• _Your task_
Only the lines from the one with "Write a component" to the one with "import React from", both included, should be output, without any images.

• _Input data_

----------

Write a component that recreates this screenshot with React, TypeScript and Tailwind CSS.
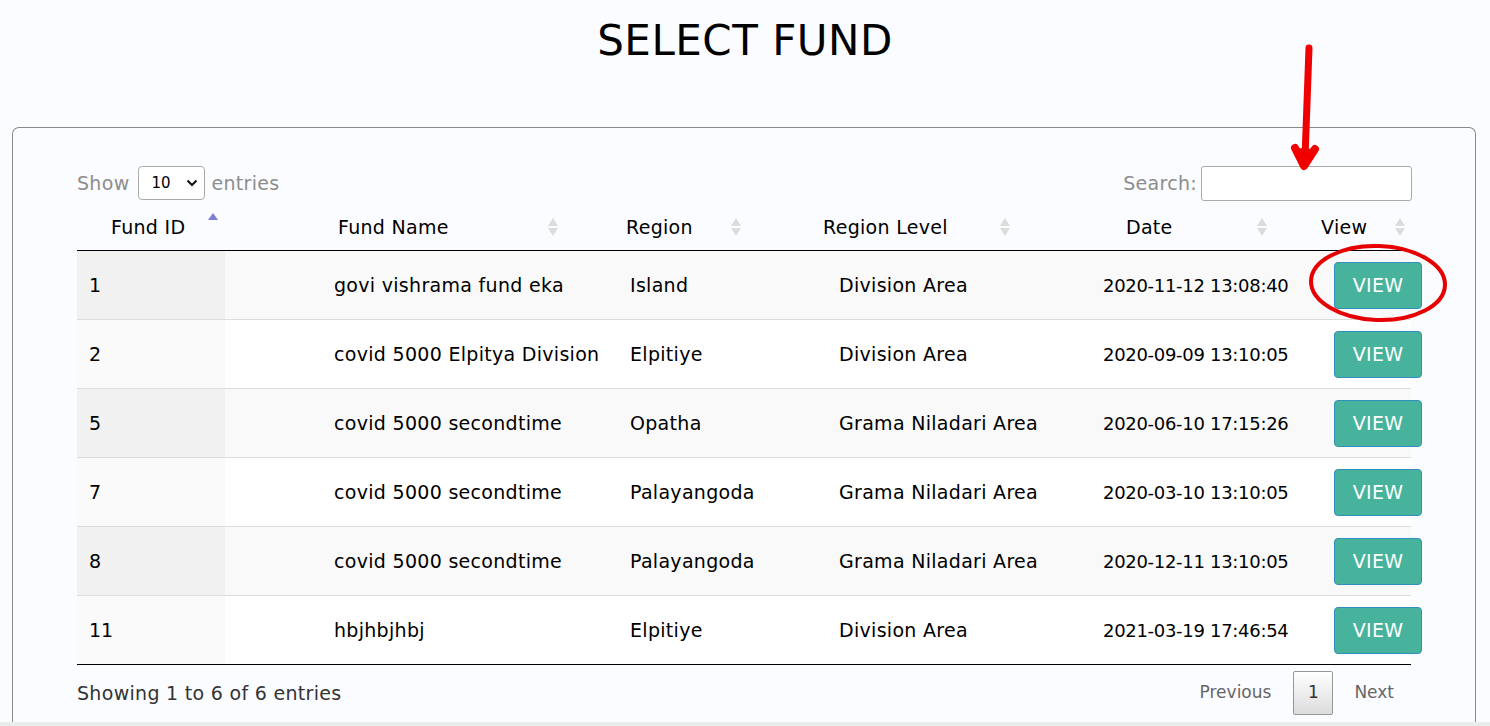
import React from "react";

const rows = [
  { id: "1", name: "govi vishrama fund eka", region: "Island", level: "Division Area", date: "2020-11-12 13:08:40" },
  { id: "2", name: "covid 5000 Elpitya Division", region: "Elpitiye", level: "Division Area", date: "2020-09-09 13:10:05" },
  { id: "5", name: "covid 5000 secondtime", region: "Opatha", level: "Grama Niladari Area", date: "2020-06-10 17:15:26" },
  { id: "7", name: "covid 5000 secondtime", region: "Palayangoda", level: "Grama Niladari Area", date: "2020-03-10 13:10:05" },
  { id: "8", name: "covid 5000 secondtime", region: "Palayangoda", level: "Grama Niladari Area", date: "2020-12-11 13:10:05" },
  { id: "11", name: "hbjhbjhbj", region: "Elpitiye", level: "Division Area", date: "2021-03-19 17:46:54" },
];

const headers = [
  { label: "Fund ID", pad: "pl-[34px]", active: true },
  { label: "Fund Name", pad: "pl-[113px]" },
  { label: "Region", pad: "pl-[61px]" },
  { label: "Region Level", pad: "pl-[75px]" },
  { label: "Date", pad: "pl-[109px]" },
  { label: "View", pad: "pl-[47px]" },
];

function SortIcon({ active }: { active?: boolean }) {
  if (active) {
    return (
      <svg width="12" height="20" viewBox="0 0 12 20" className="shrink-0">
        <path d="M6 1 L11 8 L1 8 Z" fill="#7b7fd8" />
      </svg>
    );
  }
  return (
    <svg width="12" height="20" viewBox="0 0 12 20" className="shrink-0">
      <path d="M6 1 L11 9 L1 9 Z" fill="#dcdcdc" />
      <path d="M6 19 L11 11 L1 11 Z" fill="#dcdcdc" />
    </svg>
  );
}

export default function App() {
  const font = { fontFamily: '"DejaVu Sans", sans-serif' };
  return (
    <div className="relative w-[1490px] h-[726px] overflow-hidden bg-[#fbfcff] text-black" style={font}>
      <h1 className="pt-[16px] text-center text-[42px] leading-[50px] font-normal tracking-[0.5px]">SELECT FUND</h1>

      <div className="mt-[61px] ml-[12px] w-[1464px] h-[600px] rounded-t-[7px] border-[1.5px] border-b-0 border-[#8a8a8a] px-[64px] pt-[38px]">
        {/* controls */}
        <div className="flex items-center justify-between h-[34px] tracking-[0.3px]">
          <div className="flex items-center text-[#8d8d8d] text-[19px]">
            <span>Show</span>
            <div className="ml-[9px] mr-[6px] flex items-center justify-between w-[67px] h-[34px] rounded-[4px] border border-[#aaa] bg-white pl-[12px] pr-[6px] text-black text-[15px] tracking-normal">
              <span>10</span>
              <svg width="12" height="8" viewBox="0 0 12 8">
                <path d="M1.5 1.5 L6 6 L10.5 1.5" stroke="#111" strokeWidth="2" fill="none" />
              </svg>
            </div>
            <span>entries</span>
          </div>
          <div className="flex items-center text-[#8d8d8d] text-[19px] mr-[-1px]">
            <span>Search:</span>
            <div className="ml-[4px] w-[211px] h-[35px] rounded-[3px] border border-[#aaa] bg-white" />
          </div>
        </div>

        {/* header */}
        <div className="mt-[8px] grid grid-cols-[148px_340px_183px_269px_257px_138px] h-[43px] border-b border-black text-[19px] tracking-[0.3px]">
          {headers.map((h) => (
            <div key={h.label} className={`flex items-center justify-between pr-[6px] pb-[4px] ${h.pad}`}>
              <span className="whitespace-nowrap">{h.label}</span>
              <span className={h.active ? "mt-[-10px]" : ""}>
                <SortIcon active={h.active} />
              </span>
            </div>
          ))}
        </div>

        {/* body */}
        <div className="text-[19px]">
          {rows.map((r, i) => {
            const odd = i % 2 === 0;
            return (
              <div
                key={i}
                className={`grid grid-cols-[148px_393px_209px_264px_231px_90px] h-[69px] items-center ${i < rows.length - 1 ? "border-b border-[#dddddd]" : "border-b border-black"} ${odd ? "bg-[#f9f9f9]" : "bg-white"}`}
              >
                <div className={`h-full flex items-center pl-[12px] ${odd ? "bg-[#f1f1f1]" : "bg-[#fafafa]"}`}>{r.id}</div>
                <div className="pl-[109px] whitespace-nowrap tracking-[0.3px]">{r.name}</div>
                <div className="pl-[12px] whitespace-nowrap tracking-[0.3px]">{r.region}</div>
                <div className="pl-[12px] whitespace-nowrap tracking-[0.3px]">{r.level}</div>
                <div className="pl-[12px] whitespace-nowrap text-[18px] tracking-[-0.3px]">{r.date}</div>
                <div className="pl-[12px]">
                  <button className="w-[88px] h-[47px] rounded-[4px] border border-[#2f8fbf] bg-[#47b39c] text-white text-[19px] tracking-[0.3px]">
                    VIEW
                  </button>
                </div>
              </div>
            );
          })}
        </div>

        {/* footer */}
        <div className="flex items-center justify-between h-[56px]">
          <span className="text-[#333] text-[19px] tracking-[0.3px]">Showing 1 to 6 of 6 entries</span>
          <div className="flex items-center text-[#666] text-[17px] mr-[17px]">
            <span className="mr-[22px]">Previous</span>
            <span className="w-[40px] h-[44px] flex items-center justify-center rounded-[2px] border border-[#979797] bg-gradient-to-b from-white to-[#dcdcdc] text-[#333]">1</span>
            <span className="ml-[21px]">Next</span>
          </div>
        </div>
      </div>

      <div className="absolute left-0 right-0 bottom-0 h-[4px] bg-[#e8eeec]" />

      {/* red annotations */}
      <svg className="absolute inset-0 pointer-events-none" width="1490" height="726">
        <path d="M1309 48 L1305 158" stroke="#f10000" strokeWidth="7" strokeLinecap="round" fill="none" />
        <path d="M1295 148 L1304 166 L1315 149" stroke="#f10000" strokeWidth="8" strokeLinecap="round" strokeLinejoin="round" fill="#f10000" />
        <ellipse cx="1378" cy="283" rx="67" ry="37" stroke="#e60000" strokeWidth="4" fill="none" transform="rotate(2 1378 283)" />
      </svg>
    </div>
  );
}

----------

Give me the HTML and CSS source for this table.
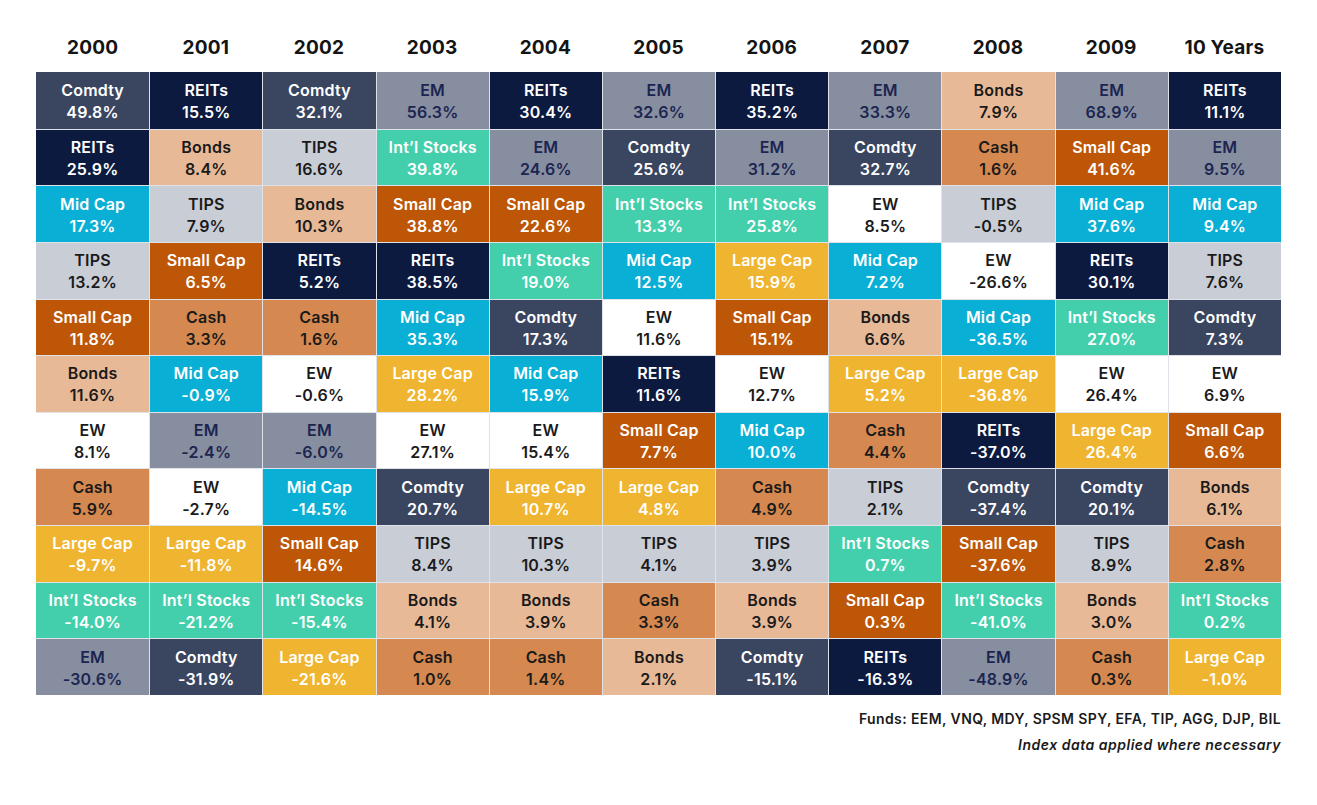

----------

• _Answer below_
Write a component that recreates this screenshot with React, TypeScript and Tailwind CSS.
import React from "react";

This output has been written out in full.